Philanthropie ist ein personaler Akt, häufig eine Reflexion der individuellen Werte einer Person. Durch die Gabe bestärkt man seine Werte in einer Handlung. Den Ostdeutschen ermöglichte die Philanthropie, ihre Handlungen in einer globalen Umwelt zu begreifen – auch wenn sie nicht selbst in die bedürftigen Gebiete reisen konnten, konnten ihre Spenden zur Hilfe kommen. In diesem Sinne ermöglichte die Philanthropie ein Gefühl der Verbundenheit mit Entwicklungsländern und Solidarität mit den Menschen. Dieses Konzept der Solidarität, mehr Empathie als Sympathie, war wichtig für alle ostdeutschen Spendensammlungen, egal ob sie christlich, kommunistisch oder unabhängig waren. Sie versetzte die Ostdeutschen, die oft die Empfänger der Geschenke von Westdeutschen waren, in die Rolle des Spenders. Auf diese Weise sahen sich die Beteiligten in einem weiteren Kontext als der Ost-West-Teilung. Die Studenten sahen sich selbst zusätzlich so, als ob sie einen dritten Weg zwischen Kapitalismus und sowjetischem Kommunismus ebneten. Die Philanthropie half ihnen eine neue Identität für sich selbst zu entwickeln, die sowohl den Kapitalismus als auch den Kommunismus wegen deren Effekt für die normalen Leute ablehnten.

Was lernen wir daraus über das Engagement in Ost-Deutschland?

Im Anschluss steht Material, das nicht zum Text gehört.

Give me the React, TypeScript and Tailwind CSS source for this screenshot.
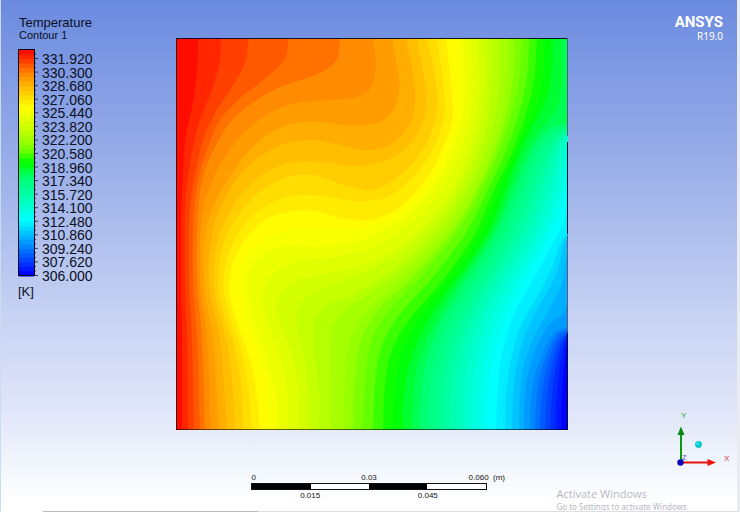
type Point = [number, number];
type Stop = [number, number, number, number];

const BANDS = 50;
const LEFT = 176;
const TOP = 38;
const RIGHT = 568;
const BOTTOM = 430;

const labels = [
  "331.920", "330.300", "328.680", "327.060", "325.440", "323.820",
  "322.200", "320.580", "318.960", "317.340", "315.720", "314.100",
  "312.480", "310.860", "309.240", "307.620", "306.000",
];

// Rainbow colour map: band index, red, green, blue.
const stops: Stop[] = [
  [0, 255, 12, 0],
  [5, 255, 140, 0],
  [7, 255, 174, 0],
  [12, 255, 252, 0],
  [13, 248, 255, 0],
  [16, 212, 255, 0],
  [20, 150, 255, 0],
  [22, 100, 255, 0],
  [24, 15, 255, 0],
  [25, 0, 255, 10],
  [26, 0, 255, 50],
  [28, 0, 255, 115],
  [31, 0, 255, 160],
  [36, 0, 255, 238],
  [37, 0, 255, 255],
  [38, 0, 238, 255],
  [40, 0, 195, 255],
  [43, 0, 135, 255],
  [46, 0, 68, 255],
  [49, 0, 0, 255],
];

// Isotherms traced from their upper end to the floor of the cavity.
const isotherms: { level: number; points: Point[] }[] = [
  { level: 1, points: [[198, 38], [197, 70], [192, 107], [185, 140], [183, 177], [181, 213], [181, 290], [182, 340], [182, 430]] },
  { level: 2, points: [[221, 38], [220, 60], [212, 90], [200, 120], [193, 147], [188, 177], [185, 213], [185, 290], [187, 340], [188, 430]] },
  { level: 3, points: [[249, 38], [245, 63], [232, 87], [215, 113], [203, 140], [196, 170], [190, 207], [189, 280], [192, 340], [194, 430]] },
  { level: 4, points: [[289, 38], [285, 58], [267, 77], [240, 98], [220, 120], [207, 150], [198, 180], [194, 213], [193, 280], [197, 340], [200, 430]] },
  { level: 5, points: [[340, 38], [338, 57], [330, 67], [310, 77], [283, 86], [257, 100], [232, 120], [215, 147], [203, 177], [198, 213], [197, 280], [202, 340], [205, 430]] },
  { level: 6, points: [[373, 38], [376, 62], [374, 80], [369, 90], [357, 97], [320, 101], [293, 104], [267, 115], [240, 137], [223, 160], [210, 187], [202, 217], [200, 280], [207, 340], [211, 430]] },
  { level: 7, points: [[392, 38], [398, 70], [399, 93], [393, 110], [380, 122], [365, 125], [345, 125], [320, 122], [297, 123], [273, 131], [247, 153], [230, 177], [215, 203], [206, 230], [204, 285], [213, 340], [219, 430]] },
  { level: 8, points: [[406, 38], [413, 75], [415, 103], [409, 125], [393, 143], [370, 150], [345, 146], [313, 140], [287, 143], [262, 155], [240, 175], [224, 200], [213, 230], [209, 285], [220, 340], [227, 430]] },
  { level: 10, points: [[427, 38], [436, 85], [437, 112], [428, 140], [408, 168], [387, 184], [370, 190], [345, 185], [313, 175], [288, 177], [262, 190], [242, 210], [226, 237], [219, 265], [219, 290], [225, 318], [234, 345], [241, 385], [243, 430]] },
  { level: 12, points: [[446, 38], [452, 97], [452, 120], [443, 148], [425, 180], [400, 207], [370, 220], [345, 219], [315, 211], [290, 211], [265, 220], [245, 240], [232, 265], [229, 290], [236, 320], [247, 350], [256, 390], [260, 430]] },
  { level: 14, points: [[463, 38], [465, 97], [455, 145], [435, 185], [405, 217], [370, 237], [340, 245], [317, 247], [290, 246], [267, 252], [253, 264], [248, 283], [250, 305], [258, 333], [268, 362], [276, 395], [278, 430]] },
  { level: 16, points: [[478, 38], [479, 97], [472, 140], [452, 190], [420, 230], [390, 253], [370, 262], [345, 270], [320, 275], [297, 280], [282, 290], [276, 305], [281, 325], [291, 352], [298, 390], [299, 430]] },
  { level: 18, points: [[492, 38], [491, 97], [482, 145], [463, 190], [433, 233], [400, 265], [370, 285], [350, 296], [327, 306], [316, 317], [313, 332], [315, 355], [319, 390], [319, 430]] },
  { level: 20, points: [[508, 38], [506, 90], [497, 135], [480, 180], [453, 225], [420, 262], [390, 290], [370, 307], [356, 325], [349, 345], [345, 380], [343, 430]] },
  { level: 22, points: [[522, 38], [519, 80], [508, 125], [490, 172], [462, 225], [425, 272], [388, 312], [371, 342], [365, 380], [363, 430]] },
  { level: 24, points: [[537, 38], [534, 80], [525, 117], [510, 157], [493, 192], [478, 228], [463, 253], [437, 287], [407, 323], [391, 353], [385, 385], [383, 430]] },
  { level: 26, points: [[553, 38], [551, 80], [543, 108], [528, 135], [514, 167], [502, 200], [490, 230], [470, 262], [445, 295], [423, 330], [410, 363], [404, 397], [403, 430]] },
  { level: 27, points: [[562, 38], [562, 85], [557, 108], [540, 130], [524, 155], [511, 187], [496, 225], [477, 257], [452, 293], [431, 330], [418, 363], [413, 397], [412, 430]] },
  { level: 28, points: [[568, 124], [555, 126], [540, 138], [527, 160], [515, 190], [500, 225], [482, 257], [458, 293], [437, 330], [426, 363], [421, 397], [420, 430]] },
  { level: 30, points: [[568, 131], [560, 133], [548, 145], [535, 170], [523, 200], [509, 232], [491, 263], [468, 300], [450, 335], [440, 370], [436, 400], [435, 430]] },
  { level: 34, points: [[568, 135], [562, 147], [555, 175], [544, 207], [530, 237], [511, 268], [489, 305], [474, 340], [466, 380], [464, 430]] },
  { level: 37, points: [[568, 168], [564, 200], [556, 222], [542, 250], [524, 282], [505, 320], [494, 355], [488, 390], [486, 430]] },
  { level: 38, points: [[568, 205], [564, 222], [553, 243], [537, 273], [515, 312], [504, 345], [498, 385], [496, 430]] },
  { level: 39, points: [[568, 233], [560, 245], [552, 267], [537, 297], [520, 327], [512, 355], [506, 392], [505, 430]] },
  { level: 40, points: [[568, 236], [564, 243], [559, 265], [551, 285], [538, 308], [526, 332], [517, 363], [513, 397], [512, 430]] },
  { level: 41, points: [[568, 238], [566, 258], [562, 283], [552, 305], [535, 335], [524, 365], [520, 397], [519, 430]] },
  { level: 42, points: [[568, 300], [564, 312], [550, 324], [539, 342], [529, 370], [525, 397], [524, 430]] },
  { level: 43, points: [[568, 327], [556, 331], [545, 348], [535, 375], [531, 402], [530, 430]] },
  { level: 46, points: [[568, 332], [560, 341], [552, 365], [547, 395], [545, 430]] },
  { level: 49, points: [[568, 335], [565, 358], [562, 390], [561, 430]] },
];

function bandColor(index: number) {
  let i = 0;
  while (i < stops.length - 2 && stops[i + 1][0] <= index) i++;
  const a = stops[i];
  const b = stops[i + 1];
  const t = (index - a[0]) / (b[0] - a[0]);
  const mix = (k: number) => Math.round(a[k] + (b[k] - a[k]) * t);
  return `rgb(${mix(1)},${mix(2)},${mix(3)})`;
}

function smooth(points: Point[]): Point[] {
  const out: Point[] = [];
  for (let i = 0; i < points.length - 1; i++) {
    const p0 = points[Math.max(0, i - 1)];
    const p1 = points[i];
    const p2 = points[i + 1];
    const p3 = points[Math.min(points.length - 1, i + 2)];
    const d1 = Math.sqrt(Math.hypot(p1[0] - p0[0], p1[1] - p0[1])) || 1;
    const d2 = Math.sqrt(Math.hypot(p2[0] - p1[0], p2[1] - p1[1])) || 1;
    const d3 = Math.sqrt(Math.hypot(p3[0] - p2[0], p3[1] - p2[1])) || 1;
    const m1 = [0, 1].map((k) =>
      i === 0 ? p2[k] - p1[k] : p2[k] - p1[k] + d2 * ((p1[k] - p0[k]) / d1 - (p2[k] - p0[k]) / (d1 + d2)));
    const m2 = [0, 1].map((k) =>
      i === points.length - 2 ? p2[k] - p1[k] : p2[k] - p1[k] + d2 * ((p3[k] - p2[k]) / d3 - (p3[k] - p1[k]) / (d2 + d3)));
    for (let s = 0; s < 10; s++) {
      const t = s / 10;
      const h = [2 * t ** 3 - 3 * t ** 2 + 1, t ** 3 - 2 * t ** 2 + t, -2 * t ** 3 + 3 * t ** 2, t ** 3 - t ** 2];
      out.push([0, 1].map((k) => h[0] * p1[k] + h[1] * m1[k] + h[2] * p2[k] + h[3] * m2[k]) as Point);
    }
  }
  out.push(points[points.length - 1]);
  return out;
}

function resample(points: Point[], count: number): Point[] {
  const lengths = [0];
  for (let i = 1; i < points.length; i++) {
    lengths.push(lengths[i - 1] + Math.hypot(points[i][0] - points[i - 1][0], points[i][1] - points[i - 1][1]));
  }
  const total = lengths[lengths.length - 1];
  const out: Point[] = [];
  let j = 0;
  for (let i = 0; i <= count; i++) {
    const target = (total * i) / count;
    while (j < points.length - 2 && lengths[j + 1] < target) j++;
    const t = (target - lengths[j]) / (lengths[j + 1] - lengths[j] || 1);
    out.push([
      points[j][0] + (points[j + 1][0] - points[j][0]) * t,
      points[j][1] + (points[j + 1][1] - points[j][1]) * t,
    ]);
  }
  return out;
}

const curves = isotherms.map(({ level, points }) => ({ level, points: resample(smooth(points), 120) }));

function regionPath(level: number) {
  let i = 0;
  while (i < curves.length - 2 && curves[i + 1].level <= level) i++;
  const a = curves[i];
  const b = curves[i + 1];
  const t = (level - a.level) / (b.level - a.level);
  const line = a.points.map((p, k) => [
    p[0] + (b.points[k][0] - p[0]) * t,
    p[1] + (b.points[k][1] - p[1]) * t,
  ]);
  return `M${line.map((p) => `${p[0].toFixed(1)} ${p[1].toFixed(1)}`).join("L")}L${RIGHT} ${BOTTOM}L${RIGHT} ${line[0][1].toFixed(1)}Z`;
}

const regions = Array.from({ length: BANDS - 1 }, (_, i) => ({ level: i + 1, d: regionPath(i + 1) }));

function ContourPlot() {
  return (
    <svg viewBox={`${LEFT} ${TOP} 392 392`} className="block aspect-square w-full overflow-visible" role="img" aria-label="Temperature contour">
      <rect x={LEFT} y={TOP} width="392" height="392" fill={bandColor(0)} />
      {regions.map(({ level, d }) => (
        <path key={level} d={d} fill={bandColor(level)} />
      ))}
      <path d="M176 38.5H568" stroke="#0a1030" />
      <path d="M176.500 38V430" stroke="#4a0a10" />
      <path d="M176 429.500H568" stroke="#000" strokeOpacity="0.6" />
      <path d="M567.500 38V136M567.500 235V332" stroke="#5a5a80" />
      <path d="M567.500 142V234M567.500 333V430" stroke="#02142c" />
    </svg>
  );
}

function ColorBar() {
  const step = 226 / BANDS;
  return (
    <svg viewBox="0 0 21 228" className="h-[228px] w-[21px] shrink-0" aria-hidden="true">
      {Array.from({ length: BANDS }, (_, i) => (
        <rect key={i} x="1" y={1 + i * step} width="15" height={step + 0.5} fill={bandColor(i)} />
      ))}
      {Array.from({ length: BANDS }, (_, i) => (
        <path key={i} d={`M17 ${1 + (i + 1) * step - 0.5}h${(i + 1) % 3 === 2 ? 3 : 1}`} stroke="#111a3a" strokeOpacity="0.8" />
      ))}
      <rect x="0.500" y="0.500" width="16" height="226" fill="none" stroke="#05081c" />
    </svg>
  );
}

function Legend() {
  return (
    <section className="flex flex-col pl-[17px] pt-4 text-[#0b0f24]">
      <h1 className="pl-px text-[13px] leading-[13px]">Temperature</h1>
      <p className="pl-px text-[11px] leading-3">Contour 1</p>
      <div className="mt-2 flex gap-[3px]">
        <ColorBar />
        <ol className="mt-1 flex h-[230px] flex-col justify-between text-[14px] leading-[13px]">
          {labels.map((label) => (
            <li key={label}>{label}</li>
          ))}
        </ol>
      </div>
      <p className="mt-0.5 text-[13px] leading-[13px]">[K]</p>
    </section>
  );
}

function ScaleBar() {
  return (
    <div className="mx-auto mt-[43px] w-3/5 text-[8px] leading-[9px] text-[#111]">
      <div className="-ml-[3px] mr-[3px]">
        <div className="flex justify-between">
          <span className="w-10">0</span>
          <span>0.03</span>
          <span className="w-10 whitespace-nowrap pl-[22px]">0.060&nbsp; (m)</span>
        </div>
        <div className="mt-px grid h-[7px] grid-cols-4 border border-[#111] bg-white">
          <span className="bg-black" />
          <span />
          <span className="bg-black" />
          <span />
        </div>
        <div className="mt-px grid grid-cols-2 text-center">
          <span>0.015</span>
          <span>0.045</span>
        </div>
      </div>
    </div>
  );
}

function Triad() {
  return (
    <svg viewBox="668 408 69 64" className="h-16 w-[69px] font-['Liberation_Sans',Arial,sans-serif]" role="img" aria-label="Axis triad">
      <path d="M681 462V434" stroke="#0b9a12" strokeWidth="2" />
      <path d="M681 426.500L684.500 435H677.500Z" fill="#078a10" />
      <path d="M681 462.500H709" stroke="#e8140c" strokeWidth="2" />
      <path d="M716 462.500L707.500 459V466Z" fill="#f0100a" />
      <circle cx="680.500" cy="462.500" r="3.200" fill="#0808b8" />
      <circle cx="698.500" cy="444.500" r="3.400" fill="#0cc4cc" />
      <circle cx="697.700" cy="443.500" r="1.500" fill="#2ce8ee" />
      <text x="681" y="418" fontSize="8" fill="#2aa03a">Y</text>
      <text x="724" y="461" fontSize="8" fill="#d8384a">X</text>
      <text x="682" y="460" fontSize="7" fill="#4a4ad0">Z</text>
    </svg>
  );
}

export default function App() {
  return (
    <main className="relative flex min-h-screen border-l border-r-3 border-l-[#c9dcf0] border-r-[#e9ebf1] bg-linear-[180deg,#6b8be0_0%,#8ea5e6_24%,#b2c2ee_48%,#c6d1f3_61%,#e3e8f9_82%,#f5f9fd_93%,#ffffff_98%] font-['Liberation_Sans',Arial,sans-serif]">
      <aside className="w-[175px] shrink-0">
        <Legend />
      </aside>
      <div className="min-w-0 flex-1 pt-[38px]">
        <ContourPlot />
        <ScaleBar />
      </div>
      <aside className="flex w-[169px] shrink-0 flex-col items-end justify-between pb-10 pt-[13px]">
        <div className="pr-3.5 text-right text-white">
          <p className="font-['Roboto',sans-serif] text-[15px] font-bold leading-[18px]">ANSYS</p>
          <p className="font-['Noto_Sans','Open_Sans',sans-serif] text-[10px] leading-[10px]">R19.0</p>
        </div>
        <Triad />
      </aside>
      <div className="absolute bottom-0 right-12 text-[#b7b8c4]">
        <p className="font-['Open_Sans',sans-serif] text-[11px] leading-[15px]">Activate Windows</p>
        <p className="font-['Noto_Sans',sans-serif] text-[8px] leading-[11px]">Go to Settings to activate Windows.</p>
      </div>
      <div className="absolute inset-x-0 bottom-0 flex h-px">
        <span className="w-[42px]" />
        <span className="w-[215px] bg-[#b8b8b8]" />
        <span className="flex-1 bg-[#dedede]" />
      </div>
    </main>
  );
}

Wir lernen, wie die ostdeutsche Gesellschaft strukturiert war: Es wurde viel gemacht mit offiziellen und gleichgeschalteten Organisationen, aber wenn sie wirklich etwas bewegen wollten, haben sie öfter in anderen Netzwerken gearbeitet. Es ist wichtig zu sehen, dass es im Osten immer noch ein solches Gemeinschaftsgefühl gibt. Ich gebe gerne zu, dass hier Evidenz sichtbar ist, da in Ostdeutschland weniger Engagement als in Westdeutschland vorhanden ist. Ostdeutsche sind eher nicht in einen Verein eingetreten, haben auf der anderen Seite aber ohne feste Form geholfen. Dieses Muster besteht nach der Wende fort. Neuere Studien zeigen, dass Bürgerstiftungen in Westdeutschland zwar mehr Vermögen haben, dass in ostdeutschen Bürgerstiftungen jedoch das Engagement höher ist. Diese semi-organisierte Herangehensweise an Philanthropie scheint Ostdeutsche also anzusprechen.

Wie können Fundraiser davon profitieren?

Beim Fundraising geht es darum, Leute zu begeistern. Manche suchen Evidenz und das ist alles, was sie wollen. Wenn sie aber erklären wollen, was Geld erreichen kann, reicht die Statistik nicht all zu weit. Sie wollen dazu in der Lage sein über die Ziele und die Mission einer Organisation zu sprechen und über ihre Wirkung im Lauf der Zeit. Ich persönlich mache mir nämlich Sorgen wegen der Konzentration auf Statistiken, weil sie nur gut darin sind, einzelne Outcomes wiederzugeben und einen generellen Fokus auf den Output legen. Bedeutet das, dass wir die Philanthropie nur zu jenen Zwecken bewegen, die von der Statistik erfasst werden können, oder sollten wir die Spenden nicht eher an gesellschaftlichen Bedürfnissen ausrichten?

Was sollten Spendenorganisationen also kommunizieren?

Fundraiser können ihren Spendern die verfügbaren Optionen erklären, um Elemente der Gesellschaft zu verbessern und um die Ziele auf unterschiedlichen Wegen zu erreichen. Es obliegt Fundraisern als den Experten ihres Feldes, über messbare Wirkung zu sprechen, auf der anderen Seite aber auch anzuzeigen, dass einige Effekte erst nach Generationen sichtbar werden. So wie die Philanthropie in der DDR dem Staat dabei half seine Ziele und die internationale Anerkennung zu erreichen, hatte sie letzten Endes den Effekt die staatliche Bestrebung nach totaler Autorität herauszufordern. Auf diese Weise war eine ungeplante Folge der internationalen Solidarität der DDR, dass separate Handlungsspielräume geschaffen wurden.